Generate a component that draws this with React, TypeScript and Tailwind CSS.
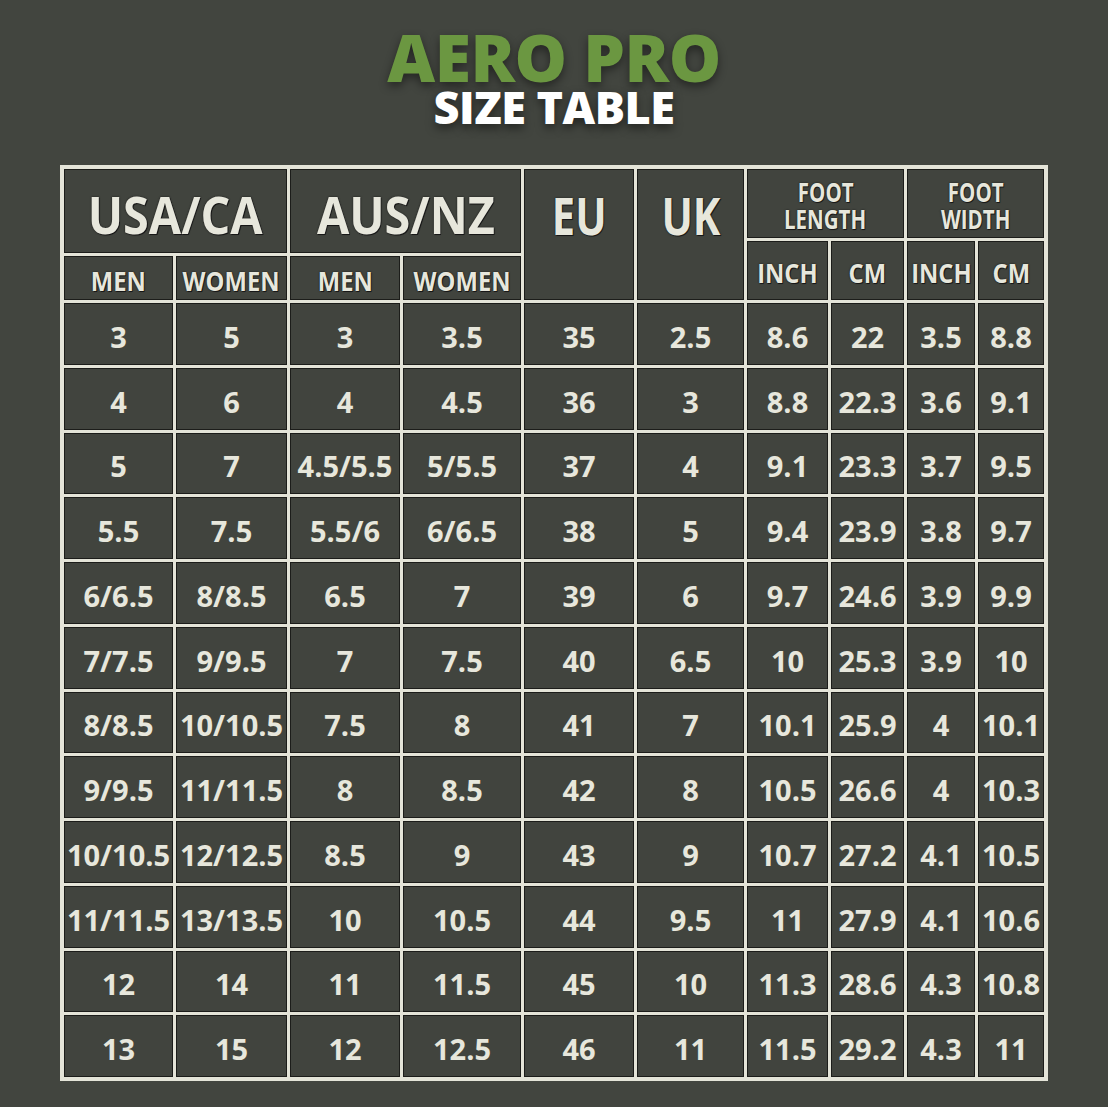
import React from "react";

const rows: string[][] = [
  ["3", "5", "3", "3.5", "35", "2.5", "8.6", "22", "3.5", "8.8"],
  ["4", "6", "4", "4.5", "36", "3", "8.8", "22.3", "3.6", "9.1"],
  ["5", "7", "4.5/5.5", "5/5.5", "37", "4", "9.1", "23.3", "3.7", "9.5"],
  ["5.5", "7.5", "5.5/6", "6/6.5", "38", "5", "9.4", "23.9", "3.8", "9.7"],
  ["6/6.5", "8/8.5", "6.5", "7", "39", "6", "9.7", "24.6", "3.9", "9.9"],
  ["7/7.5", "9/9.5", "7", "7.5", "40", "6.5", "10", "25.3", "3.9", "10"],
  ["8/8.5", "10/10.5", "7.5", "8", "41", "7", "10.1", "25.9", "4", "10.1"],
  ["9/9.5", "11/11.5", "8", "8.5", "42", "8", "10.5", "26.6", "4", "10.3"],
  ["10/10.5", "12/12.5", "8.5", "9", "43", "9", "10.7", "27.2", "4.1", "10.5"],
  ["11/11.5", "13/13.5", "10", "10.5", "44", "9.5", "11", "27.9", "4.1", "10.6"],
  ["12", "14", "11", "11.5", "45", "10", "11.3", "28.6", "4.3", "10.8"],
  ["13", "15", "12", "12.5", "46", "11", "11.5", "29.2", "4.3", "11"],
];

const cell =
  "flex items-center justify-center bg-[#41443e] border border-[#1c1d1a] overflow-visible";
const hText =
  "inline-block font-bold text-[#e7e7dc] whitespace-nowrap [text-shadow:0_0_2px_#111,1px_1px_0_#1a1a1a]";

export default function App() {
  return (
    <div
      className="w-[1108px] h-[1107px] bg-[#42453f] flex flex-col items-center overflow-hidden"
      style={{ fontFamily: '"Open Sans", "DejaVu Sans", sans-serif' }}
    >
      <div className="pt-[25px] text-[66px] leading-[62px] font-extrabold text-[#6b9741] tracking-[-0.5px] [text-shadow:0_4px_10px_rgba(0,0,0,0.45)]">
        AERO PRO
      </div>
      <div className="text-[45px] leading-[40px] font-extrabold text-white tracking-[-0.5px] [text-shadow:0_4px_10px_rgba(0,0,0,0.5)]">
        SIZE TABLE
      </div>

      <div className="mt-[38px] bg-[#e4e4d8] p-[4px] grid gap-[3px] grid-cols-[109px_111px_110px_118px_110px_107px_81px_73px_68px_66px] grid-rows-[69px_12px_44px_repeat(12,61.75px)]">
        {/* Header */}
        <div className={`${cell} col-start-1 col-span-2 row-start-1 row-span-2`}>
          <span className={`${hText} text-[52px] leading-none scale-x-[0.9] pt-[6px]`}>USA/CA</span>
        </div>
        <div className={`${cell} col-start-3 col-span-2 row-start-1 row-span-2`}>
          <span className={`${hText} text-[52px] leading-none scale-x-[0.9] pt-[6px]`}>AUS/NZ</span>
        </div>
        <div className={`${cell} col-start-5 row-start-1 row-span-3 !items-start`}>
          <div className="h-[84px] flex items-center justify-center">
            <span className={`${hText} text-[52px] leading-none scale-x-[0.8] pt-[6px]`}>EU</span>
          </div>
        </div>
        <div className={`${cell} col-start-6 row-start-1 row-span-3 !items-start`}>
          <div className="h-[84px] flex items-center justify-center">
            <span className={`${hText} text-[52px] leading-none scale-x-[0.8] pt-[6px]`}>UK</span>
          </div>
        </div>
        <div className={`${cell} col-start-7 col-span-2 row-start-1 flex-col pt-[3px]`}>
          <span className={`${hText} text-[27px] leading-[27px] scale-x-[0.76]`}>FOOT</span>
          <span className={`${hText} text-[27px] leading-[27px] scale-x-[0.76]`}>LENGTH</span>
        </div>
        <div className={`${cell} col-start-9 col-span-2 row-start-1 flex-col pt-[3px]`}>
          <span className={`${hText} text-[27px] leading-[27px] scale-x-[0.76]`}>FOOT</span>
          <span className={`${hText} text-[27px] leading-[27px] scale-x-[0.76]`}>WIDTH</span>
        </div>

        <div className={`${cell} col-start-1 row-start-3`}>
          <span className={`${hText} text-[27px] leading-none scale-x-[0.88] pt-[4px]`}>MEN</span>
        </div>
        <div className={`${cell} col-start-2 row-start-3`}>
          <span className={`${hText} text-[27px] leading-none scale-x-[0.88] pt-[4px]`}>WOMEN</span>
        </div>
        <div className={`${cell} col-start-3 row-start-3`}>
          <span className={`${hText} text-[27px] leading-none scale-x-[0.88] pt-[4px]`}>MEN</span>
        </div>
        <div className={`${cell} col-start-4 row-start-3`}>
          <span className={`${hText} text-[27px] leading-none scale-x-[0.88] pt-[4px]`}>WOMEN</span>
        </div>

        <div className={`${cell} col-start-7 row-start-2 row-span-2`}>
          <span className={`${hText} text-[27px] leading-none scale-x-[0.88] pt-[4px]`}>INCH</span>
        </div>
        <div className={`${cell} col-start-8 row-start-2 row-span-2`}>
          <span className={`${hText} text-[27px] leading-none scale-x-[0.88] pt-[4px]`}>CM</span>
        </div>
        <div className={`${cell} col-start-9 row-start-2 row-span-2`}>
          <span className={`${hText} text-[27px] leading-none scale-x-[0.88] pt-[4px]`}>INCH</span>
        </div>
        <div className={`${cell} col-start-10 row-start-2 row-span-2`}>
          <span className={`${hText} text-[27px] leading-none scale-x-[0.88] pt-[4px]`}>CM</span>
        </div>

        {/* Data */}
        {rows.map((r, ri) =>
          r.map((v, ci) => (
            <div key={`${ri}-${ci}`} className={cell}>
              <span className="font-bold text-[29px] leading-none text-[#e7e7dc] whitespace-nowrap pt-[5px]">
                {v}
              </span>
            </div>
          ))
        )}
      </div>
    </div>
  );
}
....................
Give back exactly the lines from the first line of the data through the line with "import React from", pictures excluded.

Generate a component that draws this with React, TypeScript and Tailwind CSS.
import React from "react";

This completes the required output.